Como miembro de la Cámara de los Comunes, jugó un papel decisivo en la lucha por la abolición. Por desgracia, aunque era un orador excelente (“la mayor elocuencia natural de Inglaterra”, decía de él Pitt), su ausencia de doblez le incapacitaba para hacer frente a las emboscadas tendidas por los representantes parlamentarios del lobby esclavista, quienes sorteaban sus discursos a base de evasivas y dilaciones. No olvidemos el carácter poco representativo de un Parlamento puesto al servicio de comerciantes y plantadores. Wilberforce apelaba a la virtud británica, mientras que sus oponentes lo hacían a la economía. Durante lo que Hochschild llama la “década desolada”, en la que el movimiento abolicionista languideció ante los temores despertados por la Revolución Francesa, Wilberforce vivió en el pueblo de Clapham junto a un círculo de amigos fieles, todos ellos anglicanos ricos y piadosos (los “Santos”). La mojigatería de este grupo era célebre, y daba pie a numerosas bromas. Una de las acciones que emprendieron fue la de reescribir las obras de Shakespeare “con el fin de excluir todo lo que no fuera apto para ser leído en voz alta por un caballero ante una reunión de damas”.
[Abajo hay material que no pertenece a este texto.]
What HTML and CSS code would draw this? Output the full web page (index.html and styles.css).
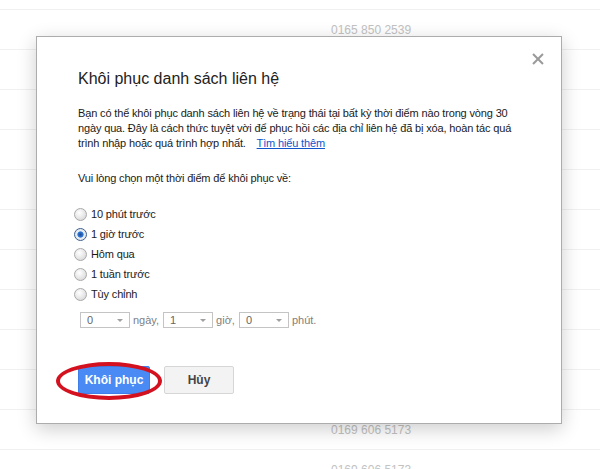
FILE: index.html
```html
<!DOCTYPE html>
<html lang="vi">
<head>
    <meta charset="UTF-8">
    <title>Khôi phục danh sách liên hệ</title>
    <link rel="stylesheet" href="styles.css">
</head>
<body>
    <div class="contacts">
        <div class="row"></div>
        <div class="row"><span class="phone">0165 850 2539</span></div>
        <div class="row"></div>
        <div class="row"></div>
        <div class="row"></div>
        <div class="row"></div>
        <div class="row"></div>
        <div class="row"></div>
        <div class="row"></div>
        <div class="row"></div>
        <div class="row"></div>
        <div class="row"><span class="phone">0169 606 5173</span></div>
        <div class="row"><span class="phone">0169 606 5173</span></div>
    </div>

    <div class="dialog">
        <span class="close" title="Đóng"></span>
        <h1 class="title">Khôi phục danh sách liên hệ</h1>
        <p class="intro">Bạn có thể khôi phục danh sách liên hệ về trạng thái tại bất kỳ thời điểm nào trong vòng 30<br>
            ngày qua. Đây là cách thức tuyệt vời để phục hồi các địa chỉ liên hệ đã bị xóa, hoàn tác quá<br>
            trình nhập hoặc quá trình hợp nhất. <a href="#" class="learn">Tìm hiểu thêm</a></p>
        <p class="prompt">Vui lòng chọn một thời điểm để khôi phục về:</p>

        <div class="options">
            <label class="option"><input type="radio" name="when"> 10 phút trước</label>
            <label class="option"><input type="radio" name="when" checked> 1 giờ trước</label>
            <label class="option"><input type="radio" name="when"> Hôm qua</label>
            <label class="option"><input type="radio" name="when"> 1 tuần trước</label>
            <label class="option"><input type="radio" name="when"> Tùy chỉnh</label>
        </div>

        <div class="custom">
            <span class="select">0</span><span class="unit">ngày,</span>
            <span class="select">1</span><span class="unit">giờ,</span>
            <span class="select">0</span><span class="unit">phút.</span>
        </div>

        <div class="actions">
            <button class="btn btn-primary">Khôi phục</button>
            <button class="btn">Hủy</button>
            <span class="mark"></span>
        </div>
    </div>
</body>
</html>
```

FILE: styles.css
```css
body {
    margin: 0;
    font-family: 'Liberation Sans', Arial, sans-serif;
    background-color: #fff;
    overflow: hidden;
}

/* contact list behind the dialog */
.contacts {
    margin-top: -30px;
}

.row {
    height: 40px;
    border-bottom: 1px solid #f1f1f1;
    box-sizing: border-box;
    display: flex;
    align-items: center;
    padding-left: 331px;
}

.phone {
    color: #c2c2c2;
    font-size: 12px;
}

/* dialog */
.dialog {
    position: absolute;
    left: 36px;
    top: 36px;
    width: 526px;
    height: 388px;
    box-sizing: border-box;
    background-color: #fff;
    border: 1px solid #acacac;
    box-shadow: 0 5px 18px rgba(0,0,0,0.2);
    padding: 32px 30px 0 41px;
    color: #1a1a1a;
}

.close {
    position: absolute;
    right: 17px;
    top: 16px;
    width: 12px;
    height: 12px;
}

.close::before,
.close::after {
    content: "";
    position: absolute;
    left: -1px;
    top: 5px;
    width: 14px;
    height: 2px;
    background-color: #9a9a9a;
    transform: rotate(45deg);
}

.close::after {
    transform: rotate(-45deg);
}

.title {
    margin: 0;
    font-size: 16px;
    line-height: 20px;
    font-weight: normal;
    color: #222;
}

.intro,
.prompt,
.option {
    font-size: 11px;
    letter-spacing: -0.15px;
}

.intro {
    margin: 17px 0 0 0;
    line-height: 15px;
    white-space: nowrap;
}

.learn {
    color: #1155cc;
    margin-left: 8px;
}

.prompt {
    margin: 20px 0 0 0;
    line-height: 15px;
}

.options {
    margin-top: 18px;
}

.option {
    display: flex;
    align-items: center;
    height: 20px;
}

.option input {
    appearance: none;
    -webkit-appearance: none;
    width: 13px;
    height: 13px;
    margin: 0 4px 0 -4px;
    border: 1px solid #a9a9a9;
    border-radius: 50%;
    box-sizing: border-box;
    background: radial-gradient(circle at 40% 35%, #ffffff 0%, #e6e6e6 55%, #cfcfcf 100%);
}

.option input:checked {
    border-color: #3d5f8f;
    background: radial-gradient(circle at 50% 50%, #1e4c8f 0%, #2f78d8 35%, #e8eef6 45%, #d8dde4 100%);
}

.custom {
    display: flex;
    align-items: center;
    margin-top: 8px;
    padding-left: 2px;
}

.select {
    position: relative;
    width: 50px;
    height: 16px;
    box-sizing: border-box;
    border: 1px solid #c4c4c4;
    font-size: 11px;
    line-height: 14px;
    color: #666;
    padding-left: 6px;
}

.select::after {
    content: "";
    position: absolute;
    right: 6px;
    top: 6px;
    border-left: 3px solid transparent;
    border-right: 3px solid transparent;
    border-top: 3px solid #a0a0a0;
}

.unit {
    font-size: 11px;
    color: #808080;
    margin: 0 4px 0 3px;
}

.actions {
    position: relative;
    display: flex;
    gap: 14px;
    margin-top: 38px;
}

.btn {
    width: 70px;
    height: 28px;
    padding: 0;
    font-family: 'Liberation Sans', Arial, sans-serif;
    font-size: 12px;
    font-weight: bold;
    color: #444;
    background-color: #f3f3f3;
    border: 1px solid #d6d6d6;
    border-radius: 2px;
}

.btn-primary {
    width: 72px;
    color: #fff;
    background-color: #4a8af4;
    border-color: #3f7ee8;
}

/* red hand-drawn highlight round the restore button */
.mark {
    position: absolute;
    left: -22px;
    top: -4px;
    width: 98px;
    height: 30px;
    border: 4px solid #d4121f;
    border-radius: 50%;
}
```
En 1807 Wilberforce vivió unos de sus momentos más gratos, al ver aprobada por fin en el Parlamento la abolición de la trata de esclavos. El resto de su vida la pasó luchando contra el vicio y el pecado. Protestó por la “indecencia” que ocasionaría el permitir los baños públicos en el Támesis. En política su conservadurismo le llevó a escribir que “el aumento de los salarios era un mal […] suficiente para provocar la ruina […] de la grandeza comercial de nuestro país”. En cuanto a los pobres, deberían saber que “es la mano de Dios la que les ha asignado esa senda más modesta que deben recorrer; y que les corresponde […] soportar sus inconvenientes con resignación”. Su moderación se extendía incluso a las posibles medidas a adoptar contra los castigos infligidos a sus esclavos por los propietarios de las Indias Occidentales: la prohibición completa del uso del látigo le parecía excesiva, y abogaba por azotar a los esclavos sólo “de noche, una vez concluido el trabajo de la jornada”. Su bondad con amigos y allegados no conocía, sin embargo, límite alguno. Según testimonio de Marianne Thornton, su casa estaba siempre “atestada de criados, todos ellos cojos, imposibilitados o ciegos, o salidos de alguna institución benéfica. Había entre ellos un antiguo secretario, a quien mantenía por gratitud; y la esposa de este, porque había cuidado de la pobre Bárbara [la señora Wilberforce]; un antiguo mayordomo por quien, a pesar de que preferían que se fuera, sentía un gran afecto… Podías desesperarte aguardando a que te cambiasen el plato en la cena y escuchar todo el día un coro de campanillas sin que nadie respondiera”. Murió piadosamente en 1833 ("me siento como un reloj casi sin cuerda”, dijo unas semanas antes), sin llegar a ver aprobada la abolición de la esclavitud en los confines del Imperio Británico.